**Set task:**
Repeat the data word for word. Do not include the pictures.

──────

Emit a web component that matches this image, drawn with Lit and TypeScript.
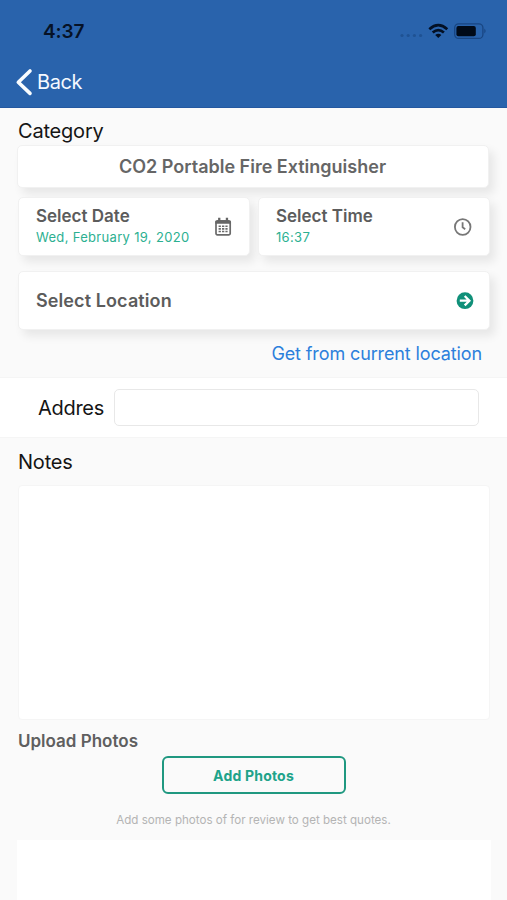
import { LitElement, html, css } from "lit";
import { customElement } from "lit/decorators.js";

@customElement("app-root")
export class AppRoot extends LitElement {
  static styles = css`
    :host {
      display: flex;
      flex-direction: column;
      width: 507px;
      height: 900px;
      overflow: hidden;
      box-sizing: border-box;
      background: #fafafa;
      color: #151515;
      font-family: Inter, "Liberation Sans", sans-serif;
      white-space: nowrap;
    }
    * { box-sizing: border-box; }
    svg { display: block; flex: none; }
    .header {
      flex: none;
      height: 108px;
      background: #2963ac;
      border-bottom: 1px solid #2458a0;
    }
    .status {
      display: flex;
      align-items: center;
      justify-content: space-between;
      height: 62px;
      padding: 0 20px 0 43px;
    }
    .clock { font-size: 19px; font-weight: 600; color: #061226; letter-spacing: -0.1px; }
    .back {
      display: flex;
      align-items: center;
      height: 39px;
      padding-left: 15px;
      gap: 4px;
      color: #f4f9ff;
      font-size: 20px;
      letter-spacing: -0.4px;
    }
    .label { flex: none; font-size: 20px; line-height: 24px; padding-left: 18px; letter-spacing: -0.2px; }
    .category { margin-top: 11px; }
    .card {
      display: flex;
      align-items: center;
      justify-content: space-between;
      background: #fff;
      border: 1px solid #f1f1f1;
      border-radius: 5px;
      box-shadow: 5px 6px 10px rgba(0, 0, 0, 0.08);
      color: #5c5c5c;
      font-size: 17px;
      font-weight: 600;
    }
    .choice {
      flex: none;
      justify-content: center;
      height: 43px;
      margin: 2px 18px 0 17px;
      padding-right: 1px;
      color: #666;
      font-size: 18px;
    }
    .row { flex: none; display: flex; gap: 8px; margin: 9px 17px 0 18px; }
    .row .card { height: 59px; flex: 1; padding: 0 17px; }
    .field { padding-bottom: 2px; }
    .title { line-height: 22px; }
    .value { font-size: 13px; font-weight: 400; line-height: 20px; color: #2cb091; letter-spacing: 0.32px; }
    .location {
      flex: none;
      height: 59px;
      margin: 15px 17px 0 18px;
      padding: 0 15px 0 17px;
      font-size: 18px;
      letter-spacing: 0.1px;
    }
    .link {
      flex: none;
      margin-top: 12px;
      padding-right: 25px;
      text-align: right;
      font-size: 18px;
      line-height: 24px;
      letter-spacing: -0.12px;
      color: #2c80dc;
    }
    .address {
      flex: none;
      display: flex;
      align-items: center;
      height: 61px;
      margin-top: 11px;
      padding: 0 28px 0 38px;
      background: #fff;
      border-top: 1px solid #f5f5f5;
      border-bottom: 1px solid #f5f5f5;
      font-size: 20px;
      letter-spacing: -0.3px;
    }
    .name { width: 76px; }
    .input { flex: 1; height: 37px; border: 1px solid #e8e8e8; border-radius: 5px; background: #fff; }
    .notes { margin-top: 12px; }
    .area {
      flex: none;
      height: 235px;
      margin: 11px 17px 0 18px;
      border: 1px solid #f5f5f5;
      border-radius: 4px;
      background: #fff;
    }
    .upload { flex: none; margin-top: 10px; padding-left: 18px; font-size: 17px; font-weight: 600; line-height: 22px; color: #5f5f5f; }
    .add {
      flex: none;
      display: flex;
      align-items: center;
      justify-content: center;
      align-self: center;
      width: 184px;
      height: 38px;
      margin-top: 4px;
      border: 2px solid #1f9880;
      border-radius: 6px;
      color: #20a38a;
      font-size: 14px;
      font-weight: 700;
      letter-spacing: 0.2px;
    }
    .hint { flex: none; margin-top: 17px; text-align: center; font-size: 11.6px; line-height: 18px; color: #b4b4b4; }
    .photos { flex: 1; margin: 11px 16px 0 17px; background: #fff; }
  `;

  render() {
    return html`
      <div class="header">
        <div class="status">
          <span class="clock">4:37</span>
          <svg width="88" height="18" viewBox="0 0 88 18">
            <g fill="#1f5293">
              <circle cx="3" cy="13.5" r="1.6" /><circle cx="9.2" cy="13.5" r="1.6" />
              <circle cx="15.4" cy="13.5" r="1.6" /><circle cx="21.6" cy="13.5" r="1.6" />
            </g>
            <g fill="none" stroke="#031024" stroke-width="2.7">
              <path d="M30.3 7.2Q39.3-.9 48.3 7.2" />
              <path d="M33.7 10.6Q39.3 5.6 44.9 10.6" />
            </g>
            <path d="M36.2 13Q39.3 10.4 42.4 13L39.3 16Z" fill="#031024" />
            <rect x="55.7" y="1.8" width="28.2" height="14.6" rx="4" fill="none" stroke="#194682" stroke-width="1.3" />
            <rect x="57.4" y="3.9" width="19.4" height="10.4" rx="2" fill="#000a18" />
            <path d="M85.3 6.6Q88 9.1 85.3 11.6Z" fill="#194682" />
          </svg>
        </div>
        <div class="back">
          <svg width="18" height="28" viewBox="0 0 18 28">
            <path d="M15 3L3.3 14.2L15 25.4" fill="none" stroke="#f8fcff" stroke-width="3.6" stroke-linecap="round" stroke-linejoin="round" />
          </svg>
          <span>Back</span>
        </div>
      </div>

      <div class="label category">Category</div>
      <div class="card choice">CO2 Portable Fire Extinguisher</div>

      <div class="row">
        <div class="card">
          <div class="field">
            <div class="title">Select Date</div>
            <div class="value">Wed, February 19, 2020</div>
          </div>
          <svg width="18" height="20" viewBox="0 0 18 20">
            <rect x="2" y="3.8" width="14.2" height="14" rx="1.3" fill="none" stroke="#6a6a6a" stroke-width="1.7" />
            <path d="M1.4 4h15.4v2.8H1.4zM4.1 .8h2.3v3.4H4.1zM11.8 .8h2.3v3.4h-2.3z" fill="#666" />
            <path d="M4.6 9.3h9M4.6 11.9h9M4.6 14.5h9" stroke="#6a6a6a" stroke-width="1.6" stroke-dasharray="2.3 1.1" />
          </svg>
        </div>
        <div class="card">
          <div class="field">
            <div class="title">Select Time</div>
            <div class="value">16:37</div>
          </div>
          <svg width="19" height="20" viewBox="0 0 19 20" fill="none" stroke="#777">
            <circle cx="9.7" cy="10" r="7.8" stroke-width="1.8" />
            <path d="M9.6 5.2V10.3L12.2 12.2" stroke-width="1.8" />
          </svg>
        </div>
      </div>

      <div class="card location">
        <span>Select Location</span>
        <svg width="18" height="18" viewBox="0 0 18 18">
          <circle cx="9" cy="8.7" r="8.4" fill="#109079" />
          <path d="M3.8 8.7H13M8.7 4L13.4 8.7L8.7 13.4" fill="none" stroke="#fff" stroke-width="2.3" />
        </svg>
      </div>
      <div class="link">Get from current location</div>

      <div class="address">
        <span class="name">Addres</span>
        <div class="input"></div>
      </div>

      <div class="label notes">Notes</div>
      <div class="area"></div>
      <div class="upload">Upload Photos</div>
      <div class="add">Add Photos</div>
      <div class="hint">Add some photos of for review to get best quotes.</div>
      <div class="photos"></div>
    `;
  }
}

──────

**Answer for the task:**
Emit a web component that matches this image, drawn with Lit and TypeScript.
import { LitElement, html, css } from "lit";
import { customElement } from "lit/decorators.js";

@customElement("app-root")
export class AppRoot extends LitElement {
  static styles = css`
    :host {
      display: flex;
      flex-direction: column;
      width: 507px;
      height: 900px;
      overflow: hidden;
      box-sizing: border-box;
      background: #fafafa;
      color: #151515;
      font-family: Inter, "Liberation Sans", sans-serif;
      white-space: nowrap;
    }
    * { box-sizing: border-box; }
    svg { display: block; flex: none; }
    .header {
      flex: none;
      height: 108px;
      background: #2963ac;
      border-bottom: 1px solid #2458a0;
    }
    .status {
      display: flex;
      align-items: center;
      justify-content: space-between;
      height: 62px;
      padding: 0 20px 0 43px;
    }
    .clock { font-size: 19px; font-weight: 600; color: #061226; letter-spacing: -0.1px; }
    .back {
      display: flex;
      align-items: center;
      height: 39px;
      padding-left: 15px;
      gap: 4px;
      color: #f4f9ff;
      font-size: 20px;
      letter-spacing: -0.4px;
    }
    .label { flex: none; font-size: 20px; line-height: 24px; padding-left: 18px; letter-spacing: -0.2px; }
    .category { margin-top: 11px; }
    .card {
      display: flex;
      align-items: center;
      justify-content: space-between;
      background: #fff;
      border: 1px solid #f1f1f1;
      border-radius: 5px;
      box-shadow: 5px 6px 10px rgba(0, 0, 0, 0.08);
      color: #5c5c5c;
      font-size: 17px;
      font-weight: 600;
    }
    .choice {
      flex: none;
      justify-content: center;
      height: 43px;
      margin: 2px 18px 0 17px;
      padding-right: 1px;
      color: #666;
      font-size: 18px;
    }
    .row { flex: none; display: flex; gap: 8px; margin: 9px 17px 0 18px; }
    .row .card { height: 59px; flex: 1; padding: 0 17px; }
    .field { padding-bottom: 2px; }
    .title { line-height: 22px; }
    .value { font-size: 13px; font-weight: 400; line-height: 20px; color: #2cb091; letter-spacing: 0.32px; }
    .location {
      flex: none;
      height: 59px;
      margin: 15px 17px 0 18px;
      padding: 0 15px 0 17px;
      font-size: 18px;
      letter-spacing: 0.1px;
    }
    .link {
      flex: none;
      margin-top: 12px;
      padding-right: 25px;
      text-align: right;
      font-size: 18px;
      line-height: 24px;
      letter-spacing: -0.12px;
      color: #2c80dc;
    }
    .address {
      flex: none;
      display: flex;
      align-items: center;
      height: 61px;
      margin-top: 11px;
      padding: 0 28px 0 38px;
      background: #fff;
      border-top: 1px solid #f5f5f5;
      border-bottom: 1px solid #f5f5f5;
      font-size: 20px;
      letter-spacing: -0.3px;
    }
    .name { width: 76px; }
    .input { flex: 1; height: 37px; border: 1px solid #e8e8e8; border-radius: 5px; background: #fff; }
    .notes { margin-top: 12px; }
    .area {
      flex: none;
      height: 235px;
      margin: 11px 17px 0 18px;
      border: 1px solid #f5f5f5;
      border-radius: 4px;
      background: #fff;
    }
    .upload { flex: none; margin-top: 10px; padding-left: 18px; font-size: 17px; font-weight: 600; line-height: 22px; color: #5f5f5f; }
    .add {
      flex: none;
      display: flex;
      align-items: center;
      justify-content: center;
      align-self: center;
      width: 184px;
      height: 38px;
      margin-top: 4px;
      border: 2px solid #1f9880;
      border-radius: 6px;
      color: #20a38a;
      font-size: 14px;
      font-weight: 700;
      letter-spacing: 0.2px;
    }
    .hint { flex: none; margin-top: 17px; text-align: center; font-size: 11.6px; line-height: 18px; color: #b4b4b4; }
    .photos { flex: 1; margin: 11px 16px 0 17px; background: #fff; }
  `;

  render() {
    return html`
      <div class="header">
        <div class="status">
          <span class="clock">4:37</span>
          <svg width="88" height="18" viewBox="0 0 88 18">
            <g fill="#1f5293">
              <circle cx="3" cy="13.5" r="1.6" /><circle cx="9.2" cy="13.5" r="1.6" />
              <circle cx="15.4" cy="13.5" r="1.6" /><circle cx="21.6" cy="13.5" r="1.6" />
            </g>
            <g fill="none" stroke="#031024" stroke-width="2.7">
              <path d="M30.3 7.2Q39.3-.9 48.3 7.2" />
              <path d="M33.7 10.6Q39.3 5.6 44.9 10.6" />
            </g>
            <path d="M36.2 13Q39.3 10.4 42.4 13L39.3 16Z" fill="#031024" />
            <rect x="55.7" y="1.8" width="28.2" height="14.6" rx="4" fill="none" stroke="#194682" stroke-width="1.3" />
            <rect x="57.4" y="3.9" width="19.4" height="10.4" rx="2" fill="#000a18" />
            <path d="M85.3 6.6Q88 9.1 85.3 11.6Z" fill="#194682" />
          </svg>
        </div>
        <div class="back">
          <svg width="18" height="28" viewBox="0 0 18 28">
            <path d="M15 3L3.3 14.2L15 25.4" fill="none" stroke="#f8fcff" stroke-width="3.6" stroke-linecap="round" stroke-linejoin="round" />
          </svg>
          <span>Back</span>
        </div>
      </div>

      <div class="label category">Category</div>
      <div class="card choice">CO2 Portable Fire Extinguisher</div>

      <div class="row">
        <div class="card">
          <div class="field">
            <div class="title">Select Date</div>
            <div class="value">Wed, February 19, 2020</div>
          </div>
          <svg width="18" height="20" viewBox="0 0 18 20">
            <rect x="2" y="3.8" width="14.2" height="14" rx="1.3" fill="none" stroke="#6a6a6a" stroke-width="1.7" />
            <path d="M1.4 4h15.4v2.8H1.4zM4.1 .8h2.3v3.4H4.1zM11.8 .8h2.3v3.4h-2.3z" fill="#666" />
            <path d="M4.6 9.3h9M4.6 11.9h9M4.6 14.5h9" stroke="#6a6a6a" stroke-width="1.6" stroke-dasharray="2.3 1.1" />
          </svg>
        </div>
        <div class="card">
          <div class="field">
            <div class="title">Select Time</div>
            <div class="value">16:37</div>
          </div>
          <svg width="19" height="20" viewBox="0 0 19 20" fill="none" stroke="#777">
            <circle cx="9.7" cy="10" r="7.8" stroke-width="1.8" />
            <path d="M9.6 5.2V10.3L12.2 12.2" stroke-width="1.8" />
          </svg>
        </div>
      </div>

      <div class="card location">
        <span>Select Location</span>
        <svg width="18" height="18" viewBox="0 0 18 18">
          <circle cx="9" cy="8.7" r="8.4" fill="#109079" />
          <path d="M3.8 8.7H13M8.7 4L13.4 8.7L8.7 13.4" fill="none" stroke="#fff" stroke-width="2.3" />
        </svg>
      </div>
      <div class="link">Get from current location</div>

      <div class="address">
        <span class="name">Addres</span>
        <div class="input"></div>
      </div>

      <div class="label notes">Notes</div>
      <div class="area"></div>
      <div class="upload">Upload Photos</div>
      <div class="add">Add Photos</div>
      <div class="hint">Add some photos of for review to get best quotes.</div>
      <div class="photos"></div>
    `;
  }
}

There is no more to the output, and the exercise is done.